Die Lebenswelten der Erfolgreichen waren Kevin Coyne einerseits zu langweilig, andererseits auch zu suspekt. Als Künstler konzentrierte er sich ausschliesslich auf die Aussenseiter der Gesellschaft. In seinen rauhen, aber teilweise erstaunlich melodiösen Liedern fanden sie alle Asyl: die dicken Mädchen, die gehänselten Schulbuben, die verwirrten Pensionäre, ja sogar depressive Hilfspolizisten. Coyne's Songs, aber auch seine amüsanten Kurzgeschichten versuchten den vom Leben über die Massen geprüften Menschen jene Würde zurückzugeben, die ihnen das wirkliche Leben geraubt hatte. Derfeine Beobachter studierte auch Grafik und Malerei, weshalb er parallel zu seiner Musik auch immer Bilder malte, dadaistisch-psychedelische Skizzen seiner Gestrandeten und Gestrauchelten anfertigte, die er dann nicht selten auch auf die Plattencovers hievte.

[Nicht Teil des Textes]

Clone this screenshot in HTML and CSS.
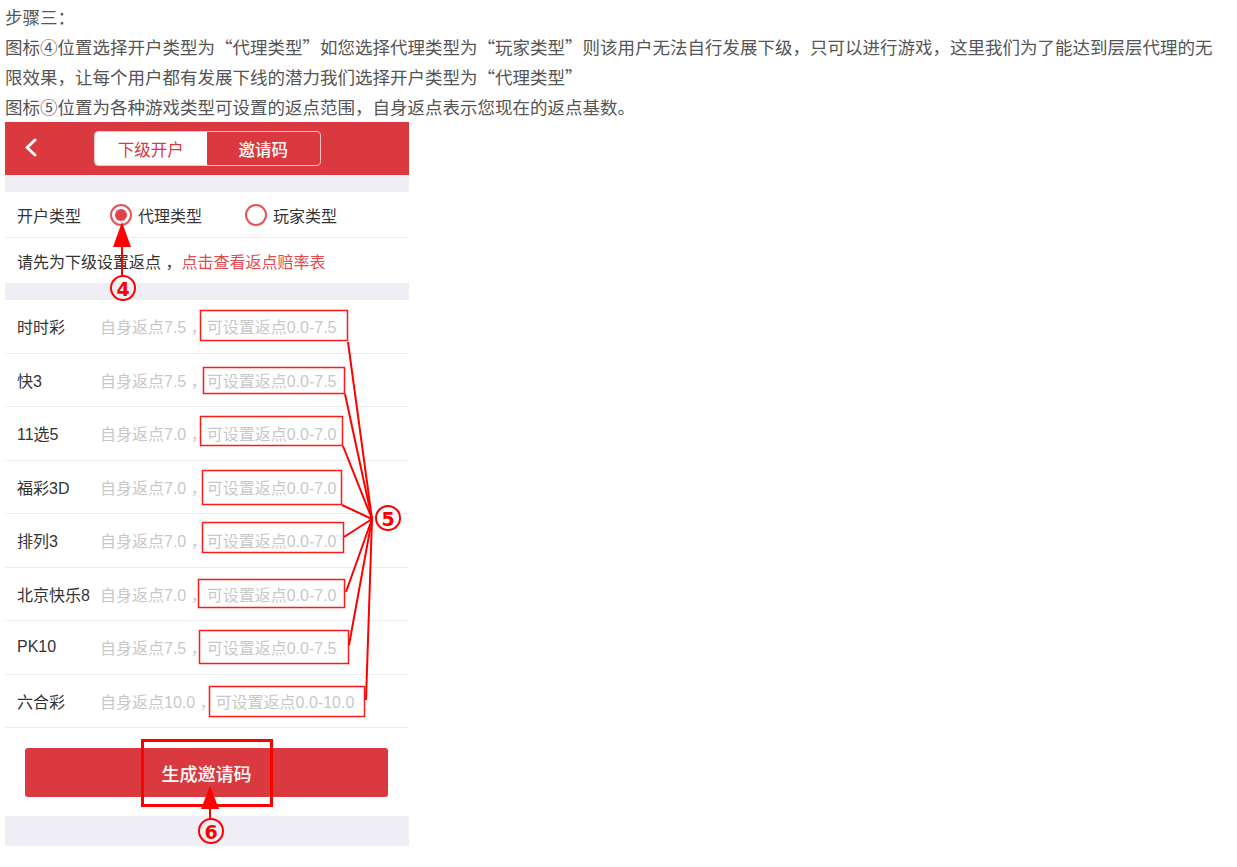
FILE: index.html
```html
<!DOCTYPE html>
<html lang="zh-CN">
<head>
<meta charset="utf-8">
<title>步骤三</title>
<link rel="stylesheet" href="styles.css">
</head>
<body>
<div class="page">
  <div class="article">
    <p>步骤三：</p>
    <p>图标④位置选择开户类型为“代理类型”如您选择代理类型为“玩家类型”则该用户无法自行发展下级，只可以进行游戏，这里我们为了能达到层层代理的无限效果，让每个用户都有发展下线的潜力我们选择开户类型为“代理类型”</p>
    <p>图标⑤位置为各种游戏类型可设置的返点范围，自身返点表示您现在的返点基数。</p>
  </div>

  <div class="phone">
    <div class="header">
      <svg class="back" width="14" height="20" viewBox="0 0 14 20"><polyline points="10,2 2,9.5 10,17" fill="none" stroke="#fff" stroke-width="3" stroke-linecap="round" stroke-linejoin="round"/></svg>
      <div class="tabs">
        <span class="tab active">下级开户</span>
        <span class="tab">邀请码</span>
      </div>
    </div>
    <div class="band"></div>
    <div class="row type-row">
      <span class="label-type">开户类型</span>
      <span class="radio checked"></span><span class="radio-text">代理类型</span>
      <span class="radio second"></span><span class="radio-text">玩家类型</span>
    </div>
    <div class="row tip-row">请先为下级设置返点 ，<span class="link">点击查看返点赔率表</span></div>
    <div class="band"></div>
    <div class="list">
      <div class="item"><span class="name">时时彩</span><span class="ph">自身返点7.5 ，可设置返点0.0-7.5</span></div>
      <div class="item"><span class="name">快3</span><span class="ph">自身返点7.5 ，可设置返点0.0-7.5</span></div>
      <div class="item"><span class="name">11选5</span><span class="ph">自身返点7.0 ，可设置返点0.0-7.0</span></div>
      <div class="item"><span class="name">福彩3D</span><span class="ph">自身返点7.0 ，可设置返点0.0-7.0</span></div>
      <div class="item"><span class="name">排列3</span><span class="ph">自身返点7.0 ，可设置返点0.0-7.0</span></div>
      <div class="item"><span class="name">北京快乐8</span><span class="ph">自身返点7.0 ，可设置返点0.0-7.0</span></div>
      <div class="item"><span class="name">PK10</span><span class="ph">自身返点7.5 ，可设置返点0.0-7.5</span></div>
      <div class="item"><span class="name">六合彩</span><span class="ph">自身返点10.0 ，可设置返点0.0-10.0</span></div>
    </div>
    <div class="btn-area"><div class="btn">生成邀请码</div></div>
    <div class="band bottom"></div>
  </div>

  <svg class="notes" width="1237" height="867" viewBox="0 0 1237 867">
    <g fill="none" stroke="#ff1a1a" stroke-width="1.5">
      <rect x="200.5" y="310.5" width="147" height="30"/>
      <rect x="203.5" y="367.5" width="141" height="26"/>
      <rect x="200.5" y="416.5" width="142" height="29"/>
      <rect x="202.5" y="470.5" width="139" height="34"/>
      <rect x="202.5" y="522.5" width="141" height="30"/>
      <rect x="198.5" y="579.5" width="146" height="28"/>
      <rect x="199.5" y="630.5" width="149" height="33"/>
      <rect x="209.5" y="686.5" width="155" height="30"/>
    </g>
    <g fill="none" stroke="#ff0000" stroke-width="2">
      <line x1="348" y1="342" x2="372" y2="519"/>
      <line x1="345" y1="394" x2="372" y2="519"/>
      <line x1="343" y1="446" x2="372" y2="519"/>
      <line x1="342" y1="505" x2="372" y2="519"/>
      <line x1="344" y1="537" x2="372" y2="519"/>
      <line x1="346" y1="592" x2="372" y2="519"/>
      <line x1="349" y1="645" x2="372" y2="519"/>
      <line x1="366" y1="700" x2="372" y2="519"/>
      <line x1="122" y1="246" x2="122" y2="275"/>
      <line x1="210" y1="808" x2="210" y2="819"/>
      <circle cx="123" cy="288" r="12"/>
      <circle cx="388" cy="518" r="12"/>
      <circle cx="211" cy="831" r="12"/>
    </g>
    <rect x="142.5" y="740.5" width="129" height="65" fill="none" stroke="#ff0000" stroke-width="3"/>
    <polygon points="122,222 113,247 131,247" fill="#ff0000"/>
    <polygon points="210,786 201,809 219,809" fill="#ff0000"/>
    <g class="num" fill="#ff0000">
      <text x="123" y="296" text-anchor="middle">4</text>
      <text x="388" y="526" text-anchor="middle">5</text>
      <text x="211" y="839" text-anchor="middle">6</text>
    </g>
  </svg>
</div>
</body>
</html>
```

FILE: styles.css
```css
* { box-sizing: border-box; }
html, body { margin: 0; padding: 0; background: #fff; }
body {
  font-family: "Noto Sans CJK SC", "Noto Sans", sans-serif;
}
.page {
  position: relative;
  width: 1237px;
  min-height: 867px;
}
.article {
  padding: 2px 0 0 5px;
  width: 1222px;
  color: #555;
  font-size: 17.5px;
  line-height: 30px;
}
.article p { margin: 0; }

.phone {
  width: 404px;
  margin-left: 5px;
  display: flex;
  flex-direction: column;
  background: #fff;
  font-family: "Liberation Sans", "Noto Sans CJK SC", sans-serif;
}
.header {
  height: 53px;
  background: #d9393f;
  display: flex;
  align-items: center;
  justify-content: center;
  position: relative;
}
.back {
  position: absolute;
  left: 20px;
  top: 16px;
}
.tabs {
  display: flex;
  width: 227px;
  height: 35px;
  border: 1.5px solid #f3c3c5;
  border-radius: 4px;
  overflow: hidden;
}
.tab {
  flex: 1;
  display: flex;
  align-items: center;
  justify-content: center;
  color: #fff;
  font-size: 16.5px;
  font-weight: 500;
}
.tab.active {
  background: #fff;
  color: #d9393f;
  font-weight: 400;
}
.band {
  height: 17px;
  background: #eeeef4;
}
.band.bottom { height: 30px; }
.row {
  display: flex;
  align-items: center;
  padding-left: 12px;
  font-size: 16px;
  color: #333;
  border-bottom: 1px solid #ececf0;
}
.type-row { height: 46px; }
.tip-row { height: 45px; border-bottom: none; white-space: pre; }
.label-type { width: 93px; }
.radio {
  width: 22px;
  height: 22px;
  border: 2px solid #e5535a;
  border-radius: 50%;
  display: flex;
  align-items: center;
  justify-content: center;
  margin-right: 6px;
}
.radio.checked::after {
  content: "";
  width: 12px;
  height: 12px;
  border-radius: 50%;
  background: #e0434a;
}
.radio.second { margin-left: 43px; }
.radio-text { color: #333; }
.link { color: #e8474e; }

.list { display: flex; flex-direction: column; }
.item {
  height: 53.5px;
  display: flex;
  align-items: center;
  padding-left: 12px;
  border-bottom: 1px solid #ececf0;
  font-size: 16px;
}
.name { width: 83px; color: #333; white-space: nowrap; }
.ph { color: #c8c8c8; white-space: pre; }

.btn-area {
  padding: 20px 21px 19px 20px;
}
.btn {
  height: 49px;
  background: #d9393f;
  border-radius: 3px;
  color: #fff;
  font-size: 18px;
  font-weight: 500;
  display: flex;
  align-items: center;
  justify-content: center;
}
.notes {
  position: absolute;
  left: 0;
  top: 0;
  pointer-events: none;
}
.num text {
  font-family: "DejaVu Sans", sans-serif;
  font-size: 19px;
  font-weight: bold;
}
```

Seine Beschäftigung mit Drogensüchtigen und Geisteskranken beeinflusste ihn nachhaltig. Lieder wie "Asylum" und "Mad Boy" oder auch "Mona, Where's My Trousers" zeugten davon. 1969 nahm er zusammen mit seiner Band Siren für John Peel's Dandelion Records also seine ersten Platten auf. Nach dem Ende von Dandelion Records wechselte er zum noch ganz jungen Label Virgin Records von Richard Branson. Bei dieser Plattenfirma entstanden in den folgenden Jahren einige seiner besten und bekanntesten Platten, darunter sein Debutalbum für Virgin Records, das erste auf dem Label veröffentlichte Doppelalbum mit dem Titel "Marjory Razorblade", aber auch seine wohl populärsten Werke "Beautiful Extremes" und "Millionaires And Teddy Bears". Auf "Marjory Razorblade" spielten in seiner Band unter anderem Zoot Money und Andy Summers mit, ein Umstand, über den er sich in späteren Jahren des öfteren lustig machte. Er selbst hatte 1971, nach dem Tod von Jim Morrison, das Angebot abgelehnt, der neue Sänger der Doors zu werden, angeblich, weil ihm die Lederhosen nicht gefielen. Man darf aber annehmen, dass ihn eine Karriere als Popstar schlicht nicht interessierte.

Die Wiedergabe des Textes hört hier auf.